Percy Jackson & the Olympians: The Lightning Thief


Percy Jackson & the Olympians: The Lightning Thief (2010)
★★ / ★★★★

Percy Jackson (Logan Lerman) thought that he was nobody special but was, in fact, the son of Poseidon (Kevin McKidd). After Hades (Steve Coogan) kidnapped Percy’s mother (Catherine Keener) because he believed that the boy had stolen Zeus’ lightning, Percy, his best friend (Brandon T. Jackson) and Athena’s daughter (Alexandra Daddario) went on a quest to find a way to go to the underworld, rescue Percy’s mom, and save the world. Based on a series of novels by Rick Riordan, the film impressed me with its special and visual effects but the big picture left me wanting more. It’s strange because for a two-hour undoubtedly thrilling action-adventure, it felt somewhat like an empty experience because it failed to really explore its characters except for exposing their most obvious quirks and dominant personalities.
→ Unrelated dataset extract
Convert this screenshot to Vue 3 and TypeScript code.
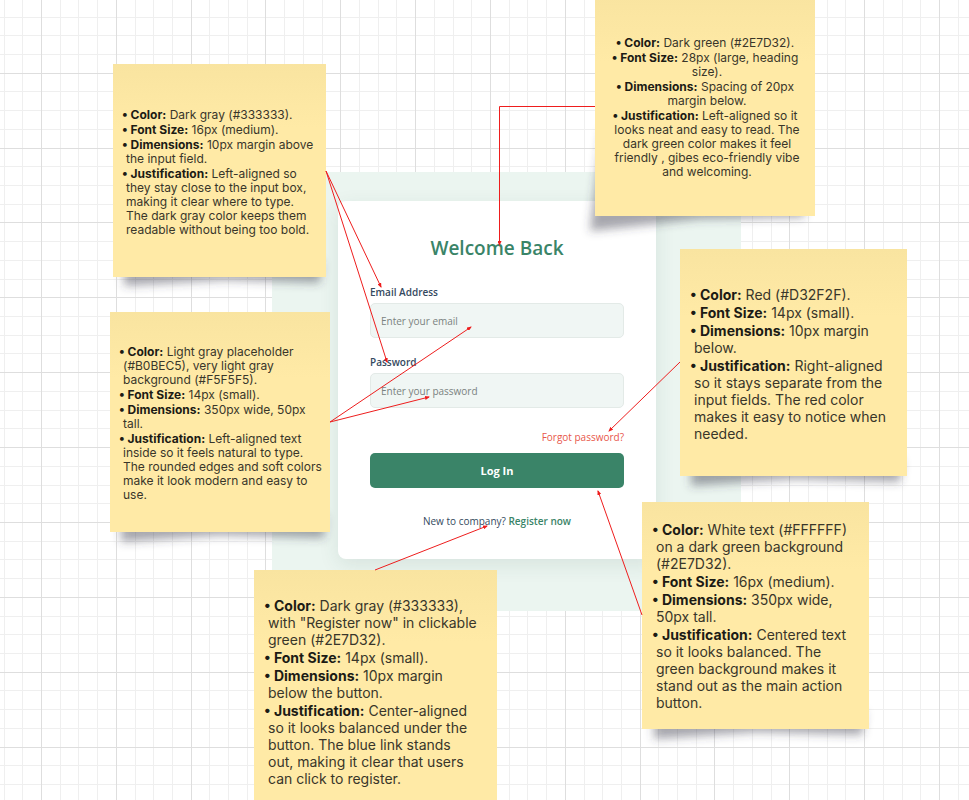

I like Logan Lerman as an actor but there were times when I spotted weaknesses in his acting. Some of the lines he delivered fell completely flat and I caught myself either rolling my eyes or chuckling because I just did not believe the words that were coming out of his mouth. There was a disconnect between him and the character and therefore his character and the audiences. This was particularly glaring during the most emotional scenes when he was supposed to summon sadness or rage. Perhaps if he was given more takes, he could have nailed the lines. However, as far as children’s adventures, I hardly think the movie was a failure. I enjoyed many scenes such as the duel with a minotaur, a nice surprise on who played Medusa (and I think she did a wonderful job), and that brilliant scene in Las Vegas in the Lotus Casino (it was nice that it illuminated why it was called as such). It was fun to watch, despite the characters making unnecessarily stupid decisions, lacking internal dialogue and angst, because it was very energetic and creative when required. If a sequel is in store for “Percy Jackson & the Olympians: The Lightning Thief,” directed by Chris Columbus, I’ll be interested in watching it. People have compared this film to “Harry Potter and the Sorcerer’s Stone” and its sequel so I’m curious to see if it can grow as a strong franchise. In order for it to achieve “Harry Potter”-level, it is going to need more focus on the story and characters, much stronger acting especially from the lead, and more magic via playing with our expectations and emotions.